LAS VEGAS — In a result that shocked few, Floyd Mayweather defeated Conor McGregor by technical knockout at T-Mobile Arena in Las Vegas on Saturday.

The only certainty of this fight was that it would be a spectacle not seen before.

Two different sports worlds collided into a 12-round junior middleweight boxing match: Mayweather, considered one of the best defensive boxers of all time, coming out of retirement at age 40 seeking to become the first boxer to reach 50 fights undefeated. McGregor, 29, is the current UFC lightweight champion and the most exciting draw in mixed martial arts today — but it was his first professional boxing match.

It was billed as the first boxing-UFC crossover bout in history. It pitted youth vs experience.
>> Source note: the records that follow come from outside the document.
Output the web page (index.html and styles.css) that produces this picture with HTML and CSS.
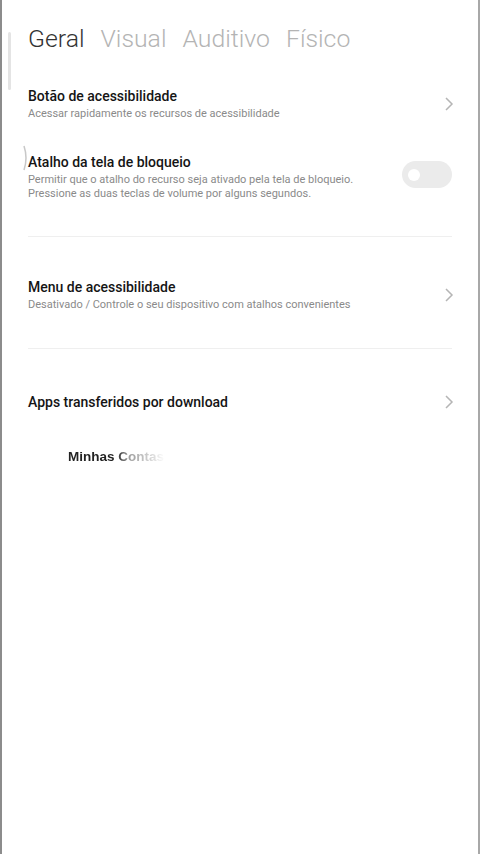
FILE: index.html
```html
<!DOCTYPE html>
<html lang="pt">
<head>
  <meta charset="UTF-8">
  <meta name="viewport" content="width=device-width, initial-scale=1.0">
  <title>Acessibilidade</title>
  <link rel="stylesheet" href="styles.css">
</head>
<body>
  <div class="tela">
    <div class="rolagem"></div>
    <svg class="arco" width="6" height="26" viewBox="0 0 6 26"><path d="M1 1q4 12 0 24" fill="none" stroke="#c8c8c8" stroke-width="1.5"/></svg>

    <nav class="abas">
      <span class="aba ativa">Geral</span>
      <span class="aba">Visual</span>
      <span class="aba">Auditivo</span>
      <span class="aba">Físico</span>
    </nav>

    <div class="item">
      <div class="texto">
        <div class="titulo">Botão de acessibilidade</div>
        <div class="descricao">Acessar rapidamente os recursos de acessibilidade</div>
      </div>
      <svg class="seta" width="10" height="16" viewBox="0 0 10 16"><path d="M2 2l6 6-6 6" fill="none" stroke="#b5b5b5" stroke-width="1.5"/></svg>
    </div>

    <div class="item item-bloqueio">
      <div class="texto">
        <div class="titulo">Atalho da tela de bloqueio</div>
        <div class="descricao">Permitir que o atalho do recurso seja ativado pela tela de bloqueio.<br>Pressione as duas teclas de volume por alguns segundos.</div>
      </div>
      <div class="chave"><span class="bolinha"></span></div>
    </div>

    <hr class="divisor">

    <div class="item item-menu">
      <div class="texto">
        <div class="titulo">Menu de acessibilidade</div>
        <div class="descricao">Desativado / Controle o seu dispositivo com atalhos convenientes</div>
      </div>
      <svg class="seta" width="10" height="16" viewBox="0 0 10 16"><path d="M2 2l6 6-6 6" fill="none" stroke="#b5b5b5" stroke-width="1.5"/></svg>
    </div>

    <hr class="divisor divisor-2">

    <div class="item item-apps">
      <div class="texto">
        <div class="titulo">Apps transferidos por download</div>
      </div>
      <svg class="seta" width="10" height="16" viewBox="0 0 10 16"><path d="M2 2l6 6-6 6" fill="none" stroke="#b5b5b5" stroke-width="1.5"/></svg>
    </div>

    <div class="marca">Minhas Contas</div>
  </div>
</body>
</html>
```

FILE: styles.css
```css
body {
  margin: 0;
  background-color: #fff;
  font-family: Roboto, "Liberation Sans", sans-serif;
}

.tela {
  position: relative;
  height: 854px;
  box-sizing: border-box;
  border-left: 2px solid #8c8c8c;
  border-right: 2px solid #a8a8a8;
  padding: 0 26px 0 26px;
}

.rolagem {
  position: absolute;
  left: 6px;
  top: 32px;
  width: 3px;
  height: 58px;
  background-color: #e4e4e4;
  border-radius: 2px;
}

.arco {
  position: absolute;
  left: 21px;
  top: 145px;
}

.abas {
  display: flex;
  gap: 16px;
  padding-top: 24px;
  font-size: 24.8px;
  line-height: 30px;
  font-weight: 300;
  color: #b4b4b4;
}

.aba.ativa {
  color: #333;
}

.item {
  display: flex;
  align-items: center;
  justify-content: space-between;
  padding-top: 33px;
}

.titulo {
  font-size: 14px;
  font-weight: 500;
  color: #151515;
  line-height: 18px;
}

.descricao {
  font-size: 11px;
  color: #8a8a8a;
  line-height: 14px;
  margin-top: 2px;
}

.seta {
  margin-right: -2px;
}

.item-bloqueio {
  padding-top: 32px;
}

.chave {
  width: 50px;
  height: 27px;
  border-radius: 14px;
  background-color: #ebebeb;
  display: flex;
  align-items: center;
  padding-left: 6px;
  box-sizing: border-box;
  margin-top: -5px;
}

.bolinha {
  width: 12px;
  height: 12px;
  border-radius: 50%;
  background-color: #fff;
}

.divisor {
  border: none;
  border-top: 1px solid #efefef;
  margin: 35px 0 0 0;
}

.divisor-2 {
  margin-top: 36px;
}

.item-menu {
  padding-top: 41px;
}

.item-apps {
  padding-top: 44px;
}

.marca {
  margin: 38px 0 0 40px;
  font-family: "Liberation Sans", Arial, sans-serif;
  font-weight: bold;
  font-size: 13.5px;
  background: linear-gradient(to right, #222 0, #222 48px, #999 60px, #ddd 86px, #fff 97px);
  -webkit-background-clip: text;
  background-clip: text;
  color: transparent;
  width: 120px;
}
```
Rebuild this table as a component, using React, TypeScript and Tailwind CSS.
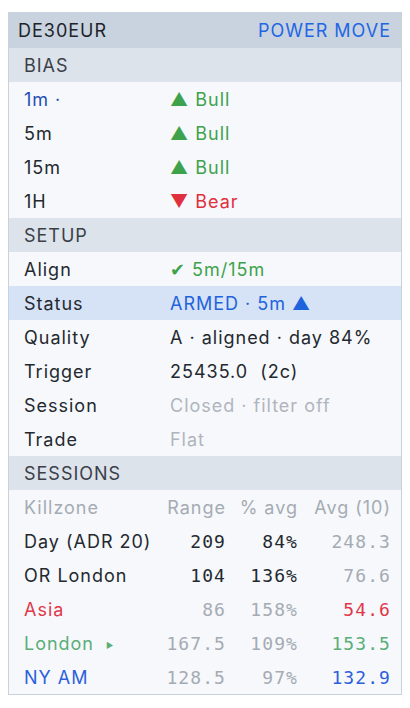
import React from "react";

const SANS = "font-['Inter','Noto_Sans',sans-serif] tracking-[0.055em]";
const MONO = "font-['DejaVu_Sans_Mono','Liberation_Mono',monospace] tracking-[0.06em]";

type KV = { label: React.ReactNode; value: React.ReactNode; highlight?: boolean };

const BIAS: KV[] = [
  { label: <span className="text-[#1f4fb5]">1m ·</span>, value: <span className="text-[#3ea24c]">▲ Bull</span> },
  { label: "5m", value: <span className="text-[#3ea24c]">▲ Bull</span> },
  { label: "15m", value: <span className="text-[#3ea24c]">▲ Bull</span> },
  { label: "1H", value: <span className="text-[#e0303e]">▼ Bear</span> },
];

const SETUP: KV[] = [
  { label: "Align", value: <span className="text-[#3ea24c]">✔ 5m/15m</span> },
  { label: "Status", value: <span className="text-[#1f63dc]">ARMED · 5m ▲</span>, highlight: true },
  { label: "Quality", value: "A · aligned · day 84%" },
  { label: "Trigger", value: <span className="whitespace-pre">25435.0  (2c)</span> },
  { label: "Session", value: <span className="text-[#b0b5bd]">Closed · filter off</span> },
  { label: "Trade", value: <span className="text-[#b0b5bd]">Flat</span> },
];

const SESSIONS = [
  { name: "Day (ADR 20)", range: "209", pct: "84%", avg: "248.3", nameCls: "text-[#24292f]", numCls: "text-[#24292f]", avgCls: "text-[#a5abb3]" },
  { name: "OR London", range: "104", pct: "136%", avg: "76.6", nameCls: "text-[#24292f]", numCls: "text-[#24292f]", avgCls: "text-[#a5abb3]" },
  { name: "Asia", range: "86", pct: "158%", avg: "54.6", nameCls: "text-[#e0384a]", numCls: "text-[#a5abb3]", avgCls: "text-[#e0384a]" },
  { name: "London", range: "167.5", pct: "109%", avg: "153.5", nameCls: "text-[#5aae78]", numCls: "text-[#a5abb3]", avgCls: "text-[#5aae78]", live: true },
  { name: "NY AM", range: "128.5", pct: "97%", avg: "132.9", nameCls: "text-[#2d5fdc]", numCls: "text-[#a5abb3]", avgCls: "text-[#2d5fdc]" },
];

function Section({ title }: { title: string }) {
  return (
    <div className="h-[34px] flex items-center px-[15px] bg-[#dde3eb] text-[#3a4048]">{title}</div>
  );
}

function Row({ label, value, highlight }: KV) {
  return (
    <div className={`h-[34px] flex items-center px-[15px] ${highlight ? "bg-[#d6e2f6]" : ""}`}>
      <div className="w-[146px] shrink-0">{label}</div>
      <div className="whitespace-nowrap">{value}</div>
    </div>
  );
}

export default function App() {
  return (
    <div className={`min-h-[708px] bg-white pt-[12px] pl-[8px] ${SANS} text-[18px] text-[#24292f]`}>
      <div className="w-[394px] border border-[#c9d1dc] bg-[#f6f8fb]">
        <div className="h-[35px] flex items-center justify-between pl-[9px] pr-[10px] bg-[#c9d3df]">
          <span className="text-[#1e232a]">DE30EUR</span>
          <span className="text-[#2266e3]">POWER MOVE</span>
        </div>
        <Section title="BIAS" />
        {BIAS.map((r, i) => (
          <Row key={i} {...r} />
        ))}
        <Section title="SETUP" />
        {SETUP.map((r, i) => (
          <Row key={i} {...r} />
        ))}
        <Section title="SESSIONS" />
        <div className="h-[34px] flex items-center pl-[15px] pr-[10px] text-[#a5abb3] whitespace-nowrap">
          <div className="flex-1 min-w-0">Killzone</div>
          <div className="w-[70px] text-right">Range</div>
          <div className="w-[72px] text-right">% avg</div>
          <div className="w-[93px] text-right">Avg (10)</div>
        </div>
        {SESSIONS.map((s) => (
          <div key={s.name} className="h-[34px] flex items-center pl-[15px] pr-[10px] whitespace-nowrap">
            <div className={`flex-1 min-w-0 ${s.nameCls}`}>
              {s.name}
              {s.live && <span className="ml-[12px] text-[8px] text-[#5aae78] align-middle">▶</span>}
            </div>
            <div className={`w-[70px] text-right ${MONO} ${s.numCls}`}>{s.range}</div>
            <div className={`w-[72px] text-right ${MONO} ${s.numCls}`}>{s.pct}</div>
            <div className={`w-[93px] text-right ${MONO} ${s.avgCls}`}>{s.avg}</div>
          </div>
        ))}
      </div>
    </div>
  );
}
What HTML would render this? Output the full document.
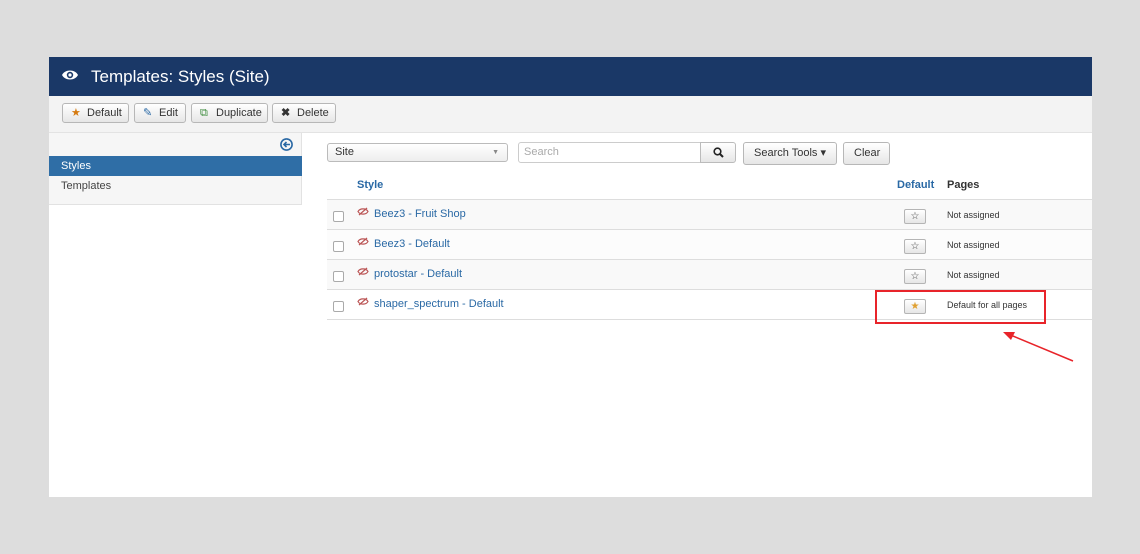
<!DOCTYPE html><html><head><style>
body{margin:0;width:1140px;height:554px;background:#dddddd;font-family:"Liberation Sans",sans-serif;font-size:11px;position:relative;overflow:hidden}
.p{position:absolute;left:49px;top:57px;width:1043px;height:440px;background:#fff}
.hd{position:absolute;left:0;top:0;width:1043px;height:39px;background:#1a3867;color:#fff;font-size:17px}
.tb{position:absolute;left:0;top:39px;width:1043px;height:36px;background:#f3f3f3;border-bottom:1px solid #e3e3e3}
.b{position:absolute;top:7px;height:20px;border:1px solid #b7b7b7;border-radius:3px;background:linear-gradient(#fff,#e6e6e6);font-size:11px;line-height:18px;color:#333;box-sizing:border-box;padding-left:24px}
.b i{position:absolute;left:8px;top:0;font-style:normal}
.sb{position:absolute;left:0;top:76px;width:252px;height:71px;background:#f6f6f6;border:1px solid #e2e2e2;border-top:0;border-left:0}
.a{color:#2a69a5}
.row{position:absolute;left:278px;width:765px;height:29px;border-top:1px solid #ddd}
.cb{position:absolute;left:6px;top:11px;width:9px;height:9px;border:1px solid #aaa;border-radius:2px;background:#fff}
.ey{position:absolute;left:30px;top:7px}
.nm{position:absolute;left:47px;top:8px;color:#2a69a5;font-size:11px}
.st{position:absolute;left:577px;top:9px;width:20px;height:13px;border:1px solid #b5b5b5;border-radius:2px;background:linear-gradient(#fff,#e6e6e6);font-size:10px;text-align:center;line-height:13px;color:#444}
.pg{position:absolute;left:620px;top:10px;font-size:9px;color:#333}
</style></head><body>
<div class="p">
<div class="hd"><svg style="position:absolute;left:13px;top:12px" width="16" height="12" viewBox="0 0 16 12"><path d="M0 6C3 0 13 0 16 6C13 12 3 12 0 6Z" fill="#fff"/><circle cx="8" cy="6" r="3.2" fill="#1a3867"/><circle cx="8" cy="6" r="1.6" fill="#fff"/></svg><span style="position:absolute;left:42px;top:10px">Templates: Styles (Site)</span></div>
<div class="tb">
<div class="b" style="left:13px;width:67px"><i style="color:#d57a10">★</i>Default</div>
<div class="b" style="left:85px;width:52px"><i style="color:#2a69a5">✎</i>Edit</div>
<div class="b" style="left:142px;width:77px"><i style="color:#3a8a3a">⧉</i>Duplicate</div>
<div class="b" style="left:223px;width:64px"><i style="font-weight:bold">✖</i>Delete</div>
</div>
<div class="sb">
<svg style="position:absolute;left:231px;top:5px" width="13" height="13" viewBox="0 0 13 13"><circle cx="6.5" cy="6.5" r="5.6" fill="none" stroke="#2a69a5" stroke-width="1.6"/><path d="M10 6.5H4M6.5 4L4 6.5L6.5 9" fill="none" stroke="#2a69a5" stroke-width="1.6"/></svg>
<div style="position:absolute;left:0;top:23px;width:253px;height:20px;background:#2f6ea6;color:#fff;line-height:20px;padding-left:12px;box-sizing:border-box">Styles</div>
<div style="position:absolute;left:12px;top:47px;color:#444">Templates</div>
</div>
<div style="position:absolute;left:278px;top:86px;width:181px;height:19px;border:1px solid #bbb;border-radius:3px;background:linear-gradient(#fff,#eee);box-sizing:border-box;line-height:17px;padding-left:7px;color:#333">Site<span style="position:absolute;right:8px;font-size:7px;color:#888">▼</span></div>
<div style="position:absolute;left:469px;top:85px;width:183px;height:21px;border:1px solid #ccc;border-radius:3px 0 0 3px;box-sizing:border-box;line-height:19px;padding-left:5px;color:#aaa">Search</div>
<div style="position:absolute;left:651px;top:85px;width:36px;height:21px;border:1px solid #bbb;border-radius:0 3px 3px 0;background:linear-gradient(#fff,#e6e6e6);box-sizing:border-box"><svg style="position:absolute;left:12px;top:4px" width="11" height="11"><circle cx="4.5" cy="4.5" r="3.3" fill="none" stroke="#222" stroke-width="1.6"/><path d="M7 7L10 10" stroke="#222" stroke-width="2"/></svg></div>
<div class="b" style="left:694px;top:85px;width:94px;height:23px;padding-left:10px;line-height:21px">Search Tools ▾</div>
<div class="b" style="left:794px;top:85px;width:47px;height:23px;padding-left:10px;line-height:21px">Clear</div>
<div style="position:absolute;left:308px;top:122px;font-weight:bold" class="a">Style</div>
<div style="position:absolute;left:848px;top:122px;font-weight:bold" class="a">Default</div>
<div style="position:absolute;left:898px;top:122px;font-weight:bold;color:#333">Pages</div>
<div class="row" style="top:142px;background:#f9f9f9"><div class="cb"></div><svg class="ey" width="12" height="9" viewBox="0 0 12 9"><path d="M1 4.5C3 1 9 1 11 4.5C9 8 3 8 1 4.5Z" fill="none" stroke="#b55" stroke-width="1.2"/><path d="M2 8L10 1" stroke="#b55" stroke-width="1.2"/></svg><div class="nm">Beez3 - Fruit Shop</div><div class="st">☆</div><div class="pg">Not assigned</div></div>
<div class="row" style="top:172px;background:#fcfcfc"><div class="cb"></div><svg class="ey" width="12" height="9" viewBox="0 0 12 9"><path d="M1 4.5C3 1 9 1 11 4.5C9 8 3 8 1 4.5Z" fill="none" stroke="#b55" stroke-width="1.2"/><path d="M2 8L10 1" stroke="#b55" stroke-width="1.2"/></svg><div class="nm">Beez3 - Default</div><div class="st">☆</div><div class="pg">Not assigned</div></div>
<div class="row" style="top:202px;background:#f9f9f9"><div class="cb"></div><svg class="ey" width="12" height="9" viewBox="0 0 12 9"><path d="M1 4.5C3 1 9 1 11 4.5C9 8 3 8 1 4.5Z" fill="none" stroke="#b55" stroke-width="1.2"/><path d="M2 8L10 1" stroke="#b55" stroke-width="1.2"/></svg><div class="nm">protostar - Default</div><div class="st">☆</div><div class="pg">Not assigned</div></div>
<div class="row" style="top:232px;background:#fff;border-bottom:1px solid #ddd"><div class="cb"></div><svg class="ey" width="12" height="9" viewBox="0 0 12 9"><path d="M1 4.5C3 1 9 1 11 4.5C9 8 3 8 1 4.5Z" fill="none" stroke="#b55" stroke-width="1.2"/><path d="M2 8L10 1" stroke="#b55" stroke-width="1.2"/></svg><div class="nm">shaper_spectrum - Default</div><div class="st" style="color:#e0a030">★</div><div class="pg">Default for all pages</div></div>
<div style="position:absolute;left:826px;top:233px;width:171px;height:34px;border:2px solid #e8242a;box-sizing:border-box"></div>
</div>
<svg style="position:absolute;left:0;top:0" width="1140" height="554"><path d="M1073 361L1008 334" stroke="#e8242a" stroke-width="1.5"/><path d="M1003 332L1015 332L1011 340Z" fill="#e8242a"/></svg>
</body></html>
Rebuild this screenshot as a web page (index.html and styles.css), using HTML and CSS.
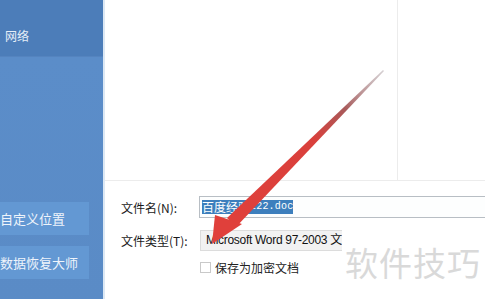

But it was a boxing fight with boxing rules, meaning McGregor couldn’t kick or wrestle like he would in a UFC bout.

The speculation in the weeks leading up to the fight undeniably had Mayweather — who hasn’t lost since 1996 in the Olympics when he was an amateur — as the heavy favorite. Heading into Saturday night, boxing aficionados viewed the fight as a joke.

This was hardly viewed as a matchup against equals in the boxing ring. Sure, McGregor has held UFC championships in two weight classes. But the sheer thought of McGregor knocking out the veteran Mayweather was borderline absurd.

Additionally, the lead-up to the bout had a disturbing dark side.

The two fighters embarked on a four-city media tour this summer spanning the United States, Canada and England. Though there were no physical blows at those, Mayweather, who has a record of domestic violence, and McGregor exchanged verbal jabs full of profanity, racism, homophobia and misogyny.

Yet, despite the hatred on full display by both men, fans and celebrities expressed interest in this fight. The stars were out in full force Saturday at T-Mobile Arena, including LeBron James, Mike Tyson, Jennifer Lopez, Alex Rodriguez, Bruce Willis, Jamie Foxx, Olivia Munn, William H. Macy, Don Cheadle, Jeremy Piven, Nick Cannon and Ozzy and Sharon Osbourne. Earlier this summer, estimates of 10,000 fans attended the media tour in Los Angeles. There were 15,000 in Toronto, 13,000 in New York and another 10,000 in London.

And maybe the thought of McGregor pulling off the unthinkable was a reason why people shelled out $99.95 to watch the fight on pay-per-view in the United States. But not all viewing went smoothly. According to Showtime Sports, there were reports of “scattered outages” from various cable and satellite providers and the online offering. Showtime Sports delayed the start of the main event slightly to allow for systems to get on track. It was a short delay.

But after all that jawing and waiting, did it really matter who won? Both fighters are expected to leave the ring with hefty paydays. According to CNNMoney, industry experts have speculated that the fight could surpass $500 million, which was a record set by the Mayweather vs. Manny Pacquiao fight in 2015.